The Treasury faces upfront costs of at least £380 million before Labour’s high-value property levy begins generating revenue in 2028, according to government analysis.
The council tax surcharge on properties worth more than £2 million, announced by Chancellor Rachel Reeves in the Autumn Budget last November, is expected to reduce stamp duty and inheritance tax receipts by £230 million over the next three years. An additional £150 million will be required to identify and value affected properties, The Times reported, citing Treasury estimates.
Levy structure and revenue projections
The surcharge will apply from April 2028 to residential properties in England valued above £2 million, payable in addition to standard council tax. The levy operates across four bands: properties between £2 million and £2.5 million will incur an annual charge of £2,500, rising to £3,500 for homes worth up to £3.5 million. Properties valued between £3.5 million and £5 million will face a £5,000 annual charge, while those above £5 million will be subject to a £7,500 levy.

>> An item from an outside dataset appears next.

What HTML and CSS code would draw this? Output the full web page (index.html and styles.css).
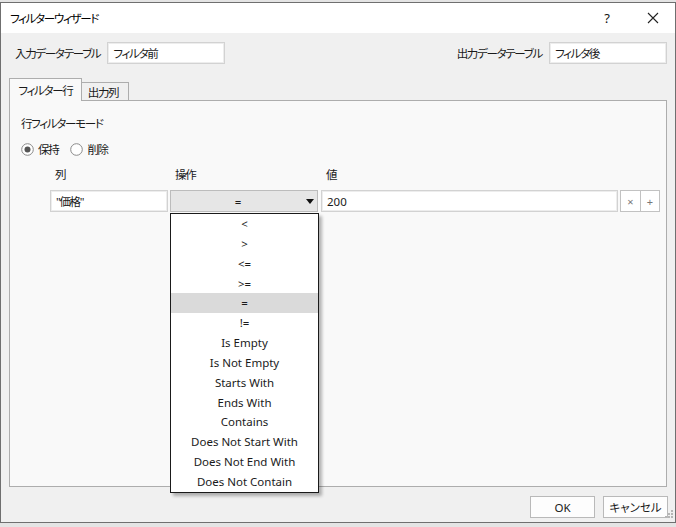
FILE: index.html
```html
<!DOCTYPE html>
<html lang="ja">
<head>
<meta charset="utf-8">
<title>フィルターウィザード</title>
<link rel="stylesheet" href="styles.css">
</head>
<body>
<div class="dialog">
  <div class="titlebar">
    <span class="title">フィルターウィザード</span>
    <span class="help latin">?</span>
    <span class="close"><svg width="12" height="12" viewBox="0 0 12 12"><path d="M1 1 L11 11 M11 1 L1 11" stroke="#222" stroke-width="1.1" fill="none"/></svg></span>
  </div>
  <div class="body">
    <div class="io-row">
      <div class="io-group">
        <span class="lbl">入力データテーブル</span>
        <div class="field io-field">フィルタ前</div>
      </div>
      <div class="io-group right">
        <span class="lbl">出力データテーブル</span>
        <div class="field io-field">フィルタ後</div>
      </div>
    </div>
    <div class="tabs">
      <div class="tab active">フィルター行</div>
      <div class="tab">出力列</div>
    </div>
    <div class="panel">
      <div class="mode-label">行フィルターモード</div>
      <div class="radios">
        <span class="radio"><svg width="13" height="13" viewBox="0 0 13 13"><circle cx="6.5" cy="6.5" r="5.8" fill="#fff" stroke="#8a8a8a" stroke-width="1"/><circle cx="6.5" cy="6.5" r="3" fill="#555"/></svg>保持</span>
        <span class="radio"><svg width="13" height="13" viewBox="0 0 13 13"><circle cx="6.5" cy="6.5" r="5.8" fill="#fff" stroke="#8a8a8a" stroke-width="1"/></svg>削除</span>
      </div>
      <div class="cond-row heads">
        <span class="c-col">列</span>
        <span class="c-op">操作</span>
        <span class="c-val">値</span>
      </div>
      <div class="cond-row cond">
        <div class="field c-col">"価格"</div>
        <div class="select c-op">
          <span class="sel-val latin">=</span>
          <svg class="arrow" width="8" height="5" viewBox="0 0 8 5"><path d="M0 0 H8 L4 5 Z" fill="#111"/></svg>
          <ul class="dropdown latin">
            <li>&lt;</li>
            <li>&gt;</li>
            <li>&lt;=</li>
            <li>&gt;=</li>
            <li class="hl">=</li>
            <li>!=</li>
            <li>Is Empty</li>
            <li>Is Not Empty</li>
            <li>Starts With</li>
            <li>Ends With</li>
            <li>Contains</li>
            <li>Does Not Start With</li>
            <li>Does Not End With</li>
            <li>Does Not Contain</li>
          </ul>
        </div>
        <div class="field c-val latin">200</div>
        <div class="mini-btns">
          <span class="mini">×</span>
          <span class="mini">+</span>
        </div>
      </div>
    </div>
    <div class="footer">
      <button class="btn latin">OK</button>
      <button class="btn">キャンセル</button>
    </div>
  </div>
  <svg class="grip" width="10" height="10" viewBox="0 0 10 10">
    <rect x="8" y="2" width="2" height="2" fill="#b5b5b5"/>
    <rect x="5" y="5" width="2" height="2" fill="#b5b5b5"/>
    <rect x="8" y="5" width="2" height="2" fill="#b5b5b5"/>
    <rect x="2" y="8" width="2" height="2" fill="#b5b5b5"/>
    <rect x="5" y="8" width="2" height="2" fill="#b5b5b5"/>
    <rect x="8" y="8" width="2" height="2" fill="#b5b5b5"/>
  </svg>
</div>
</body>
</html>
```
FILE: styles.css
```css
* { box-sizing: border-box; }
html, body {
  margin: 0;
  padding: 0;
}
body {
  width: 676px;
  height: 527px;
  background: #e4e4e4;
  padding-top: 2px;
  font-family: "Noto Sans", "Noto Sans CJK JP", sans-serif;
  font-size: 11.5px;
  letter-spacing: -1.3px;
  color: #1a1a1a;
  font-feature-settings: "palt";
  overflow: hidden;
}
.latin {
  letter-spacing: 0;
  font-size: 11.5px;
}
.dialog {
  position: relative;
  width: 676px;
  height: 521px;
  border: 1px solid #6f6f6f;
  display: flex;
  flex-direction: column;
  background: #f0f0f0;
}
.titlebar {
  height: 30px;
  background: #fff;
  display: flex;
  align-items: center;
  padding-left: 9px;
  flex: none;
}
.title { color: #000; }
.help {
  margin-left: auto;
  width: 46px;
  text-align: center;
  font-size: 13px;
  color: #111;
}
.close {
  width: 45px;
  display: flex;
  justify-content: center;
  align-items: center;
}
.body {
  flex: 1;
  padding: 9px 8px 0 8px;
  display: flex;
  flex-direction: column;
}
.io-row {
  height: 22px;
  display: flex;
  align-items: center;
  padding-left: 6px;
}
.io-group {
  display: flex;
  align-items: center;
  gap: 7px;
}
.io-group.right { margin-left: auto; }
.field {
  height: 22px;
  background: #fff;
  border: 1px solid #d2d2d2;
  box-shadow: inset 0 0 0 1px #ededed;
  padding: 0 5px;
  display: flex;
  align-items: center;
  white-space: nowrap;
}
.io-field { width: 118px; }
.tabs {
  margin-top: 14px;
  height: 22px;
  display: flex;
  align-items: flex-end;
  position: relative;
  z-index: 2;
}
.tab {
  height: 18px;
  width: 47px;
  border: 1px solid #adadad;
  border-left: none;
  border-bottom: none;
  background: #f0f0f0;
  display: flex;
  align-items: center;
  justify-content: center;
  padding-right: 4px;
}
.tab.active {
  height: 23px;
  width: 73px;
  margin-bottom: -1px;
  border-left: 1px solid #adadad;
  border-right: 1px solid #adadad;
  background: #f9f9f9;
  padding: 0 0 1px 0;
}
.panel {
  height: 387px;
  border: 1px solid #adadad;
  background: #f9f9f9;
  padding: 15px 0 0 11px;
  flex: none;
}
.mode-label {
  height: 16px;
  line-height: 16px;
}
.radios {
  margin-top: 9px;
  height: 16px;
  display: flex;
  align-items: center;
}
.radio {
  display: flex;
  align-items: center;
  gap: 4px;
  margin-right: 12px;
}
.cond-row {
  display: flex;
  margin-left: 29px;
}
.c-col { width: 118px; }
.c-op { width: 148px; margin-left: 2px; }
.c-val { width: 297px; margin-left: 3px; }
.heads {
  margin-top: 10px;
  height: 16px;
  line-height: 16px;
}
.heads span { padding-left: 5px; }
.cond {
  margin-top: 7px;
  height: 22px;
}
.select {
  position: relative;
  height: 22px;
  background: #e6e6e6;
  border: 1px solid #bcbcbc;
  display: flex;
  align-items: center;
  justify-content: center;
}
.sel-val { margin-left: -12px; }
.arrow {
  position: absolute;
  right: 3px;
  top: 8px;
}
.dropdown {
  position: absolute;
  left: -1px;
  top: 22px;
  width: 149px;
  margin: 0;
  padding: 0;
  list-style: none;
  background: #fff;
  border: 1px solid #1a1a1a;
  box-shadow: 3px 3px 3px rgba(0,0,0,0.28);
  z-index: 5;
}
.dropdown li {
  height: 19.85px;
  line-height: 19.85px;
  text-align: center;
  white-space: nowrap;
}
.dropdown li.hl { background: #dadada; }
.mini-btns {
  display: flex;
  height: 22px;
  margin-left: 2px;
}
.mini {
  width: 21px;
  height: 22px;
  border: 1px solid #c2c2c2;
  background: #fff;
  color: #777;
  font-size: 11px;
  letter-spacing: 0;
  display: flex;
  align-items: center;
  justify-content: center;
}
.mini + .mini { margin-left: -1px; width: 20px; }
.footer {
  margin-top: 9px;
  margin-right: -1px;
  display: flex;
  justify-content: flex-end;
  gap: 8px;
}
.btn {
  width: 65px;
  height: 22px;
  border: 1px solid #b9b9b9;
  background: #fdfdfd;
  font: inherit;
  color: #1a1a1a;
  padding: 0;
}
.grip {
  position: absolute;
  right: 2px;
  bottom: 4px;
}
```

Treasury projections suggest the measure could generate approximately £1.4 billion in its first three years, with a net return of £930 million by 2031 after accounting for costs and reduced receipts elsewhere. The policy is expected to affect around 156,000 homeowners, with typical annual charges of about £3,000.
Market impact ahead of implementation
The proposed changes are already influencing activity at the top end of the property market, according to industry data. Aneisha Beveridge, head of research at Hamptons, said: “Our analysis suggests the mansion tax is already shaping behaviour for both buyers and sellers, particularly around the £2 million entry point.”

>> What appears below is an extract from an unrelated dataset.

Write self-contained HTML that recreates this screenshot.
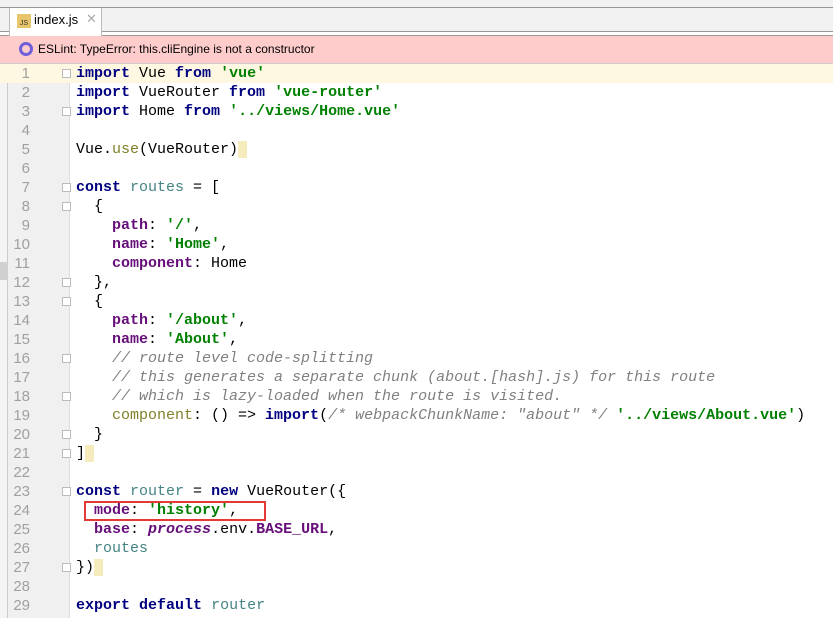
<!DOCTYPE html>
<html><head><meta charset="utf-8"><style>
*{margin:0;padding:0;box-sizing:border-box}
body{width:833px;height:618px;overflow:hidden;background:#fff;position:relative;font-family:"Liberation Sans",sans-serif}
.top{position:absolute;left:0;top:0;width:833px;height:8px;background:#f2f2f2;border-bottom:1px solid #999}
.tabbar{position:absolute;left:0;top:8px;width:833px;height:24px;background:#f2f2f2;border-bottom:1px solid #999}
.tab{position:absolute;left:9px;top:8px;width:93px;height:28px;background:#fff;border-left:1px solid #bbb;border-right:1px solid #bbb;font-size:13px;color:#000}
.gap{position:absolute;left:0;top:35px;width:833px;height:1px;background:#999}
.err{position:absolute;left:0;top:36px;width:833px;height:28px;background:#ffcccc;border-bottom:1px solid #ccc;font-size:12px;color:#000}
.gut{position:absolute;left:8px;top:64px;width:62px;height:554px;background:#f0f0f0;border-right:1px solid #ddd}
.strip{position:absolute;left:0;top:64px;width:8px;height:554px;background:#f4f4f4;border-right:1px solid #ccc}
.cur{position:absolute;left:0;top:64px;width:833px;height:19px;background:#fef8e2}
.code{position:absolute;left:0;top:64px;font-family:"Liberation Mono",monospace;font-size:15px;line-height:19px;white-space:pre}
.ln{position:absolute;left:8px;width:22px;text-align:right;color:#a0a0a0;font-family:"Liberation Sans",sans-serif;font-size:15px}
.tx{position:absolute;left:76px}
.k{color:#000080;font-weight:bold}.s{color:#008000;font-weight:bold}.p{color:#660e7a;font-weight:bold}
.v{color:#458383}.c{color:#808080;font-style:italic}.o{color:#80802a}.i{color:#660e7a;font-weight:bold;font-style:italic}
.m{background:#f6ebbc}
.fold{position:absolute;left:62px;width:9px;height:9px;border:1px solid #bbb;background:#fff}
</style></head><body>
<div class="top"></div><div class="tabbar"></div><div class="gap"></div>
<div class="tab"><div style="position:absolute;left:7px;top:6px;width:14px;height:14px;background:#e8c46a;font-size:7px;line-height:20px;text-align:center;color:#333">JS</div><span style="position:absolute;left:24px;top:4px">index.js</span><span style="position:absolute;left:76px;top:3px;color:#aaa">✕</span></div>
<div class="err"><span style="position:absolute;left:19px;top:6px;width:14px;height:14px;border:3px solid #6f5fd8;border-radius:50%;background:#ffcccc"></span><span style="position:absolute;left:38px;top:6px">ESLint: TypeError: this.cliEngine is not a constructor</span></div>
<div class="gut"></div><div class="strip"></div>
<div style="position:absolute;left:0;top:262px;width:8px;height:18px;background:#d0d0d0"></div>
<div class="cur"></div>
<div class="fold" style="top:69px"></div><div class="fold" style="top:107px"></div><div class="fold" style="top:183px"></div><div class="fold" style="top:202px"></div><div class="fold" style="top:278px"></div><div class="fold" style="top:297px"></div><div class="fold" style="top:354px"></div><div class="fold" style="top:392px"></div><div class="fold" style="top:430px"></div><div class="fold" style="top:449px"></div><div class="fold" style="top:487px"></div><div class="fold" style="top:563px"></div>
<div class="code">
<div class="ln" style="top:0">1</div><div class="tx" style="top:0"><span class="k">import</span> Vue <span class="k">from</span> <span class="s">'vue'</span></div>
<div class="ln" style="top:19px">2</div><div class="tx" style="top:19px"><span class="k">import</span> VueRouter <span class="k">from</span> <span class="s">'vue-router'</span></div>
<div class="ln" style="top:38px">3</div><div class="tx" style="top:38px"><span class="k">import</span> Home <span class="k">from</span> <span class="s">'../views/Home.vue'</span></div>
<div class="ln" style="top:57px">4</div>
<div class="ln" style="top:76px">5</div><div class="tx" style="top:76px">Vue.<span class="o">use</span>(VueRouter)<span class="m"> </span></div>
<div class="ln" style="top:95px">6</div>
<div class="ln" style="top:114px">7</div><div class="tx" style="top:114px"><span class="k">const</span> <span class="v">routes</span> = [</div>
<div class="ln" style="top:133px">8</div><div class="tx" style="top:133px">  {</div>
<div class="ln" style="top:152px">9</div><div class="tx" style="top:152px">    <span class="p">path</span>: <span class="s">'/'</span>,</div>
<div class="ln" style="top:171px">10</div><div class="tx" style="top:171px">    <span class="p">name</span>: <span class="s">'Home'</span>,</div>
<div class="ln" style="top:190px">11</div><div class="tx" style="top:190px">    <span class="p">component</span>: Home</div>
<div class="ln" style="top:209px">12</div><div class="tx" style="top:209px">  },</div>
<div class="ln" style="top:228px">13</div><div class="tx" style="top:228px">  {</div>
<div class="ln" style="top:247px">14</div><div class="tx" style="top:247px">    <span class="p">path</span>: <span class="s">'/about'</span>,</div>
<div class="ln" style="top:266px">15</div><div class="tx" style="top:266px">    <span class="p">name</span>: <span class="s">'About'</span>,</div>
<div class="ln" style="top:285px">16</div><div class="tx" style="top:285px">    <span class="c">// route level code-splitting</span></div>
<div class="ln" style="top:304px">17</div><div class="tx" style="top:304px">    <span class="c">// this generates a separate chunk (about.[hash].js) for this route</span></div>
<div class="ln" style="top:323px">18</div><div class="tx" style="top:323px">    <span class="c">// which is lazy-loaded when the route is visited.</span></div>
<div class="ln" style="top:342px">19</div><div class="tx" style="top:342px">    <span class="o">component</span>: () => <span class="k">import</span>(<span class="c">/* webpackChunkName: "about" */</span> <span class="s">'../views/About.vue'</span>)</div>
<div class="ln" style="top:361px">20</div><div class="tx" style="top:361px">  }</div>
<div class="ln" style="top:380px">21</div><div class="tx" style="top:380px">]<span class="m"> </span></div>
<div class="ln" style="top:399px">22</div>
<div class="ln" style="top:418px">23</div><div class="tx" style="top:418px"><span class="k">const</span> <span class="v">router</span> = <span class="k">new</span> VueRouter({</div>
<div class="ln" style="top:437px">24</div><div class="tx" style="top:437px">  <span class="p">mode</span>: <span class="s">'history'</span>,</div>
<div class="ln" style="top:456px">25</div><div class="tx" style="top:456px">  <span class="p">base</span>: <span class="i">process</span>.env.<span class="p">BASE_URL</span>,</div>
<div class="ln" style="top:475px">26</div><div class="tx" style="top:475px">  <span class="v">routes</span></div>
<div class="ln" style="top:494px">27</div><div class="tx" style="top:494px">})<span class="m"> </span></div>
<div class="ln" style="top:513px">28</div>
<div class="ln" style="top:532px">29</div><div class="tx" style="top:532px"><span class="k">export</span> <span class="k">default</span> <span class="v">router</span></div>
</div>
<div style="position:absolute;left:84px;top:501px;width:182px;height:20px;border:2px solid #e53935"></div>
</body></html>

Listings between £1.8 million and £2 million have risen 6% since the Budget, while properties marketed between £2 million and £2.2 million have fallen by 7% over the same period. Buyers are reportedly structuring offers to keep prices below the £2 million threshold.
The market adjustments come as UK mortgage affordability reaches its lowest level since 2008, adding further pressure to high-value property transactions. The changes also follow the introduction of new rental market regulations backed by £41 million in enforcement funding.
Beveridge noted concerns about future threshold adjustments: “When governments bring in thresholds like this, generally they tend to come down. So we could see future governments tweak the £2 million level just to pull in more tax.”
Officials estimate that stamp duty and inheritance tax receipts could fall by £230 million over the next three years, partly reflecting downward pressure on prices around the £2 million threshold.
Government position
The Treasury said the measure is intended to generate revenue for public services while addressing disparities within the current council tax system. The net fiscal impact before revenue generation reflects both reduced receipts from existing property taxes and administrative costs associated with implementing the new levy.